● **Exercise data**:
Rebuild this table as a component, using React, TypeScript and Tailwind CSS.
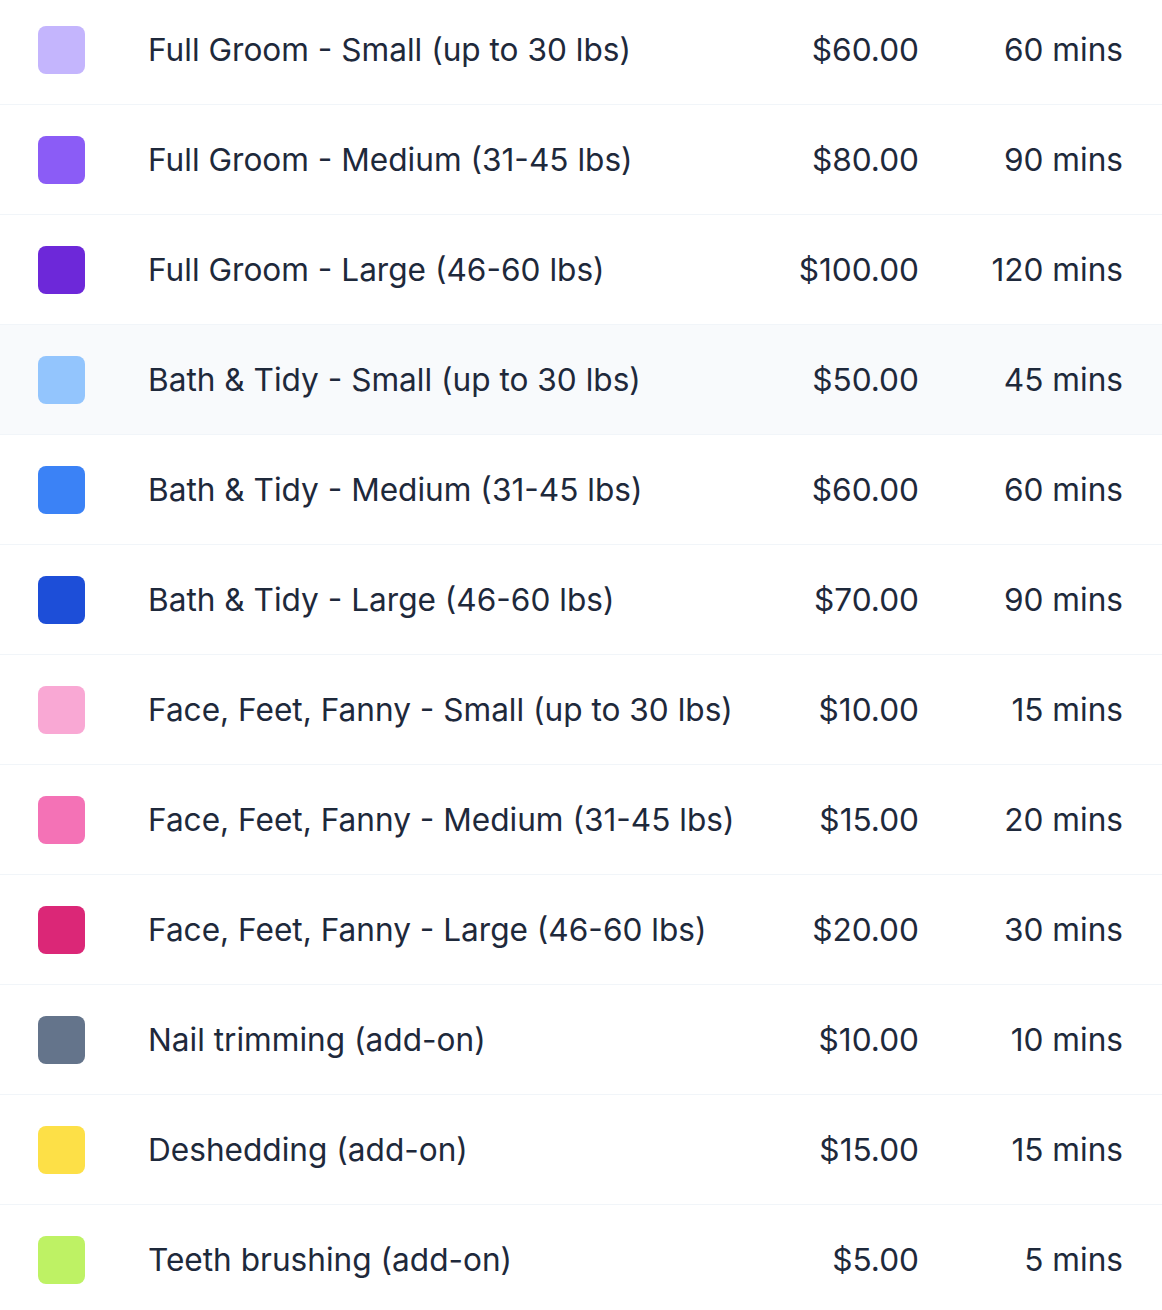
import React from 'react';

interface Service {
  name: string;
  color: string;
  price: string;
  duration: string;
}

const services: Service[] = [
  { name: 'Full Groom - Small (up to 30 lbs)', color: 'bg-[#c4b5fd]', price: '$60.00', duration: '60 mins' },
  { name: 'Full Groom - Medium (31-45 lbs)', color: 'bg-[#8b5cf6]', price: '$80.00', duration: '90 mins' },
  { name: 'Full Groom - Large (46-60 lbs)', color: 'bg-[#6d28d9]', price: '$100.00', duration: '120 mins' },
  { name: 'Bath & Tidy - Small (up to 30 lbs)', color: 'bg-[#93c5fd]', price: '$50.00', duration: '45 mins' },
  { name: 'Bath & Tidy - Medium (31-45 lbs)', color: 'bg-[#3b82f6]', price: '$60.00', duration: '60 mins' },
  { name: 'Bath & Tidy - Large (46-60 lbs)', color: 'bg-[#1d4ed8]', price: '$70.00', duration: '90 mins' },
  { name: 'Face, Feet, Fanny - Small (up to 30 lbs)', color: 'bg-[#f9a8d4]', price: '$10.00', duration: '15 mins' },
  { name: 'Face, Feet, Fanny - Medium (31-45 lbs)', color: 'bg-[#f472b6]', price: '$15.00', duration: '20 mins' },
  { name: 'Face, Feet, Fanny - Large (46-60 lbs)', color: 'bg-[#db2777]', price: '$20.00', duration: '30 mins' },
  { name: 'Nail trimming (add-on)', color: 'bg-[#64748b]', price: '$10.00', duration: '10 mins' },
  { name: 'Deshedding (add-on)', color: 'bg-[#fde047]', price: '$15.00', duration: '15 mins' },
  { name: 'Teeth brushing (add-on)', color: 'bg-[#bef264]', price: '$5.00', duration: '5 mins' },
];

export default function App() {
  return (
    <div className="w-full bg-white overflow-hidden h-[1310px] font-['Inter',sans-serif] text-[#1e293b]">
      <div className="-mt-[5px]">
        {services.map((s, index) => (
          <div
            key={index}
            className={`flex items-center h-[110px] border-b border-[#f1f5f9] pl-[38px] pr-[39px] ${
              index === 3 ? 'bg-[#f8fafc]' : 'bg-white'
            }`}
          >
            <div className={`w-[47px] h-[48px] rounded-[8px] shrink-0 ${s.color}`} />
            <div className="flex-1 ml-[63px] text-[31.6px] leading-none whitespace-nowrap">{s.name}</div>
            <div className="w-[180px] text-right text-[31.6px] leading-none">{s.price}</div>
            <div className="w-[204px] text-right text-[31.6px] leading-none">{s.duration}</div>
          </div>
        ))}
      </div>
    </div>
  );
}
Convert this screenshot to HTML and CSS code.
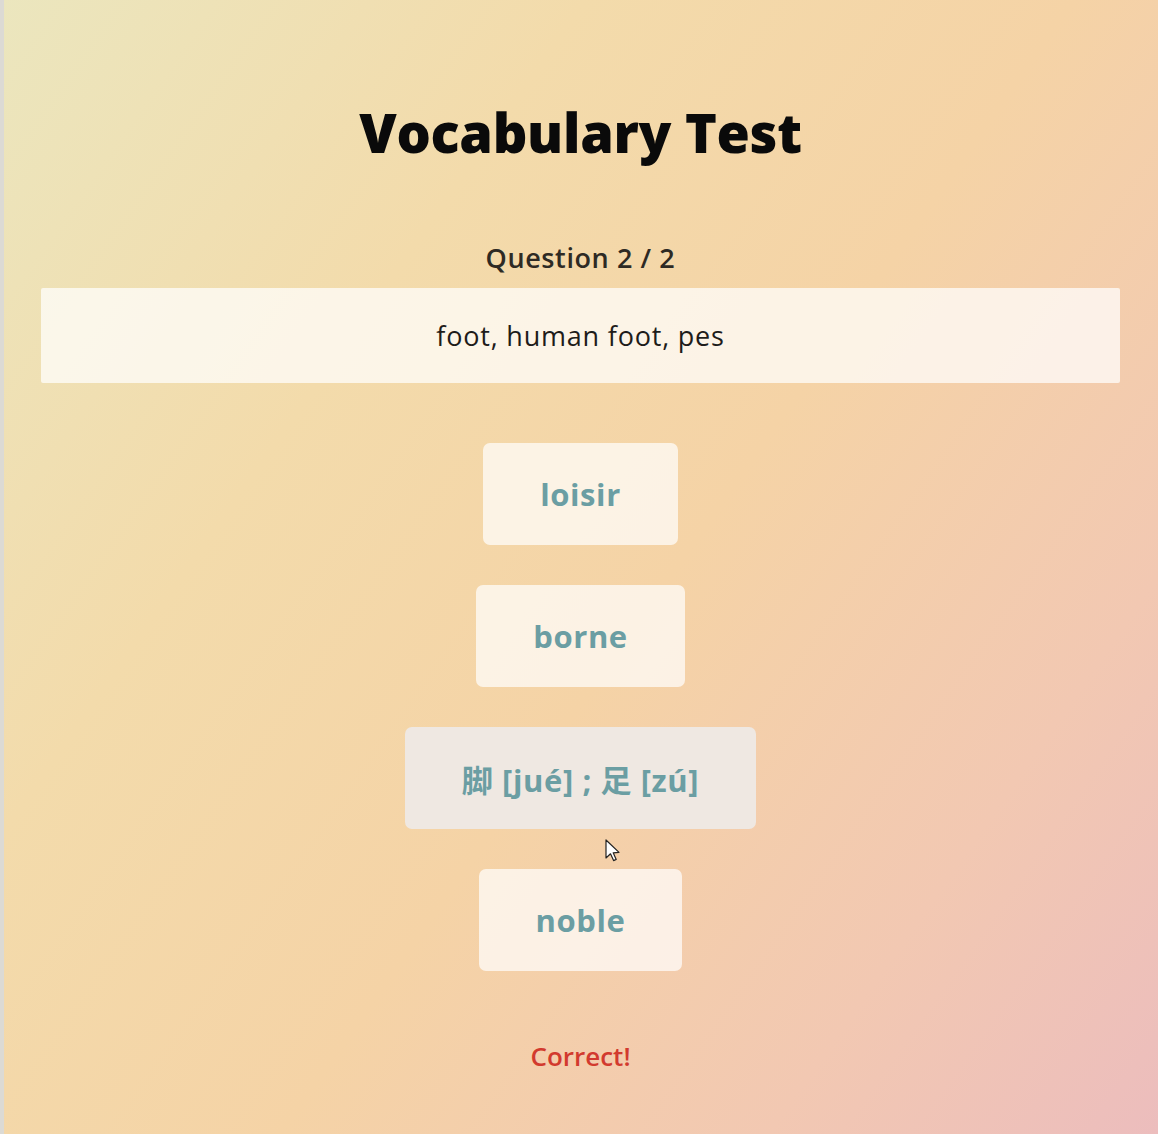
FILE: index.html
```html
<!DOCTYPE html>
<html lang="en">
<head>
<meta charset="utf-8">
<title>Vocabulary Test</title>
<link rel="stylesheet" href="styles.css">
</head>
<body>
<main class="quiz">
  <h1 class="title">Vocabulary Test</h1>
  <p class="counter">Question 2 / 2</p>
  <div class="prompt">foot, human foot, pes</div>
  <div class="options">
    <button class="option">loisir</button>
    <button class="option">borne</button>
    <button class="option option-hover">脚 [jué] ; 足 [zú]
      <svg class="cursor" width="16" height="24" viewBox="0 0 16 24"><path d="M1 1 L1 19 L5.5 14.8 L8.6 21.6 L11.2 20.4 L8.2 13.8 L14 13.4 Z" fill="#fff" stroke="#222" stroke-width="1.2" stroke-linejoin="round"/></svg>
    </button>
    <button class="option">noble</button>
  </div>
  <p class="result">Correct!</p>
</main>
</body>
</html>
```
FILE: styles.css
```css
html, body {
  margin: 0;
  height: 100%;
}
body {
  border-left: 4px solid #dcdad4;
  box-sizing: border-box;
  min-height: 1134px;
  background: linear-gradient(125deg, #ebe6be 0%, #f3dbab 30%, #f5d3a6 55%, #f2c8b2 80%, #ecbdbd 100%);
  font-family: "Open Sans", "Noto Sans CJK SC", sans-serif;
}
.quiz {
  display: flex;
  flex-direction: column;
  align-items: center;
  padding: 0 38px 0 37px;
}
.title {
  margin: 96px 0 0;
  font-size: 54px;
  line-height: 72px;
  font-weight: 800;
  color: #0a0a0a;
  letter-spacing: -0.3px;
}
.counter {
  margin: 72px 0 0;
  font-size: 27px;
  line-height: 36px;
  font-weight: 600;
  color: #2e2a24;
  letter-spacing: 0.6px;
}
.prompt {
  align-self: stretch;
  margin-top: 12px;
  height: 95px;
  display: flex;
  align-items: center;
  justify-content: center;
  background: rgba(255, 255, 255, 0.72);
  border-radius: 2px;
  font-size: 27px;
  font-weight: 500;
  color: #1e1c1a;
  letter-spacing: 0.8px;
}
.options {
  margin-top: 60px;
  display: flex;
  flex-direction: column;
  align-items: center;
  gap: 40px;
}
.option {
  position: relative;
  height: 102px;
  padding: 0 57px;
  border: none;
  border-radius: 7px;
  background: rgba(255, 255, 255, 0.7);
  font-family: "Open Sans", "Noto Sans CJK SC", sans-serif;
  font-size: 31px;
  font-weight: 700;
  color: #6b9ea3;
  letter-spacing: 0.6px;
}
.option-hover {
  background: #efe8e2;
}
.cursor {
  position: absolute;
  left: 200px;
  top: 112px;
}
.result {
  margin: 68px 0 0;
  font-size: 26px;
  line-height: 34px;
  font-weight: 600;
  color: #d23a2e;
}
```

● **Exercise brief**:
Return all of the entries exactly as written, but drop any pictures they hold.

● **Completed task**:
Rebuild this table as a component, using React, TypeScript and Tailwind CSS.
import React from 'react';

interface Service {
  name: string;
  color: string;
  price: string;
  duration: string;
}

const services: Service[] = [
  { name: 'Full Groom - Small (up to 30 lbs)', color: 'bg-[#c4b5fd]', price: '$60.00', duration: '60 mins' },
  { name: 'Full Groom - Medium (31-45 lbs)', color: 'bg-[#8b5cf6]', price: '$80.00', duration: '90 mins' },
  { name: 'Full Groom - Large (46-60 lbs)', color: 'bg-[#6d28d9]', price: '$100.00', duration: '120 mins' },
  { name: 'Bath & Tidy - Small (up to 30 lbs)', color: 'bg-[#93c5fd]', price: '$50.00', duration: '45 mins' },
  { name: 'Bath & Tidy - Medium (31-45 lbs)', color: 'bg-[#3b82f6]', price: '$60.00', duration: '60 mins' },
  { name: 'Bath & Tidy - Large (46-60 lbs)', color: 'bg-[#1d4ed8]', price: '$70.00', duration: '90 mins' },
  { name: 'Face, Feet, Fanny - Small (up to 30 lbs)', color: 'bg-[#f9a8d4]', price: '$10.00', duration: '15 mins' },
  { name: 'Face, Feet, Fanny - Medium (31-45 lbs)', color: 'bg-[#f472b6]', price: '$15.00', duration: '20 mins' },
  { name: 'Face, Feet, Fanny - Large (46-60 lbs)', color: 'bg-[#db2777]', price: '$20.00', duration: '30 mins' },
  { name: 'Nail trimming (add-on)', color: 'bg-[#64748b]', price: '$10.00', duration: '10 mins' },
  { name: 'Deshedding (add-on)', color: 'bg-[#fde047]', price: '$15.00', duration: '15 mins' },
  { name: 'Teeth brushing (add-on)', color: 'bg-[#bef264]', price: '$5.00', duration: '5 mins' },
];

export default function App() {
  return (
    <div className="w-full bg-white overflow-hidden h-[1310px] font-['Inter',sans-serif] text-[#1e293b]">
      <div className="-mt-[5px]">
        {services.map((s, index) => (
          <div
            key={index}
            className={`flex items-center h-[110px] border-b border-[#f1f5f9] pl-[38px] pr-[39px] ${
              index === 3 ? 'bg-[#f8fafc]' : 'bg-white'
            }`}
          >
            <div className={`w-[47px] h-[48px] rounded-[8px] shrink-0 ${s.color}`} />
            <div className="flex-1 ml-[63px] text-[31.6px] leading-none whitespace-nowrap">{s.name}</div>
            <div className="w-[180px] text-right text-[31.6px] leading-none">{s.price}</div>
            <div className="w-[204px] text-right text-[31.6px] leading-none">{s.duration}</div>
          </div>
        ))}
      </div>
    </div>
  );
}
Convert this screenshot to HTML and CSS code.
FILE: index.html
```html
<!DOCTYPE html>
<html lang="en">
<head>
<meta charset="utf-8">
<title>Vocabulary Test</title>
<link rel="stylesheet" href="styles.css">
</head>
<body>
<main class="quiz">
  <h1 class="title">Vocabulary Test</h1>
  <p class="counter">Question 2 / 2</p>
  <div class="prompt">foot, human foot, pes</div>
  <div class="options">
    <button class="option">loisir</button>
    <button class="option">borne</button>
    <button class="option option-hover">脚 [jué] ; 足 [zú]
      <svg class="cursor" width="16" height="24" viewBox="0 0 16 24"><path d="M1 1 L1 19 L5.5 14.8 L8.6 21.6 L11.2 20.4 L8.2 13.8 L14 13.4 Z" fill="#fff" stroke="#222" stroke-width="1.2" stroke-linejoin="round"/></svg>
    </button>
    <button class="option">noble</button>
  </div>
  <p class="result">Correct!</p>
</main>
</body>
</html>
```
FILE: styles.css
```css
html, body {
  margin: 0;
  height: 100%;
}
body {
  border-left: 4px solid #dcdad4;
  box-sizing: border-box;
  min-height: 1134px;
  background: linear-gradient(125deg, #ebe6be 0%, #f3dbab 30%, #f5d3a6 55%, #f2c8b2 80%, #ecbdbd 100%);
  font-family: "Open Sans", "Noto Sans CJK SC", sans-serif;
}
.quiz {
  display: flex;
  flex-direction: column;
  align-items: center;
  padding: 0 38px 0 37px;
}
.title {
  margin: 96px 0 0;
  font-size: 54px;
  line-height: 72px;
  font-weight: 800;
  color: #0a0a0a;
  letter-spacing: -0.3px;
}
.counter {
  margin: 72px 0 0;
  font-size: 27px;
  line-height: 36px;
  font-weight: 600;
  color: #2e2a24;
  letter-spacing: 0.6px;
}
.prompt {
  align-self: stretch;
  margin-top: 12px;
  height: 95px;
  display: flex;
  align-items: center;
  justify-content: center;
  background: rgba(255, 255, 255, 0.72);
  border-radius: 2px;
  font-size: 27px;
  font-weight: 500;
  color: #1e1c1a;
  letter-spacing: 0.8px;
}
.options {
  margin-top: 60px;
  display: flex;
  flex-direction: column;
  align-items: center;
  gap: 40px;
}
.option {
  position: relative;
  height: 102px;
  padding: 0 57px;
  border: none;
  border-radius: 7px;
  background: rgba(255, 255, 255, 0.7);
  font-family: "Open Sans", "Noto Sans CJK SC", sans-serif;
  font-size: 31px;
  font-weight: 700;
  color: #6b9ea3;
  letter-spacing: 0.6px;
}
.option-hover {
  background: #efe8e2;
}
.cursor {
  position: absolute;
  left: 200px;
  top: 112px;
}
.result {
  margin: 68px 0 0;
  font-size: 26px;
  line-height: 34px;
  font-weight: 600;
  color: #d23a2e;
}
```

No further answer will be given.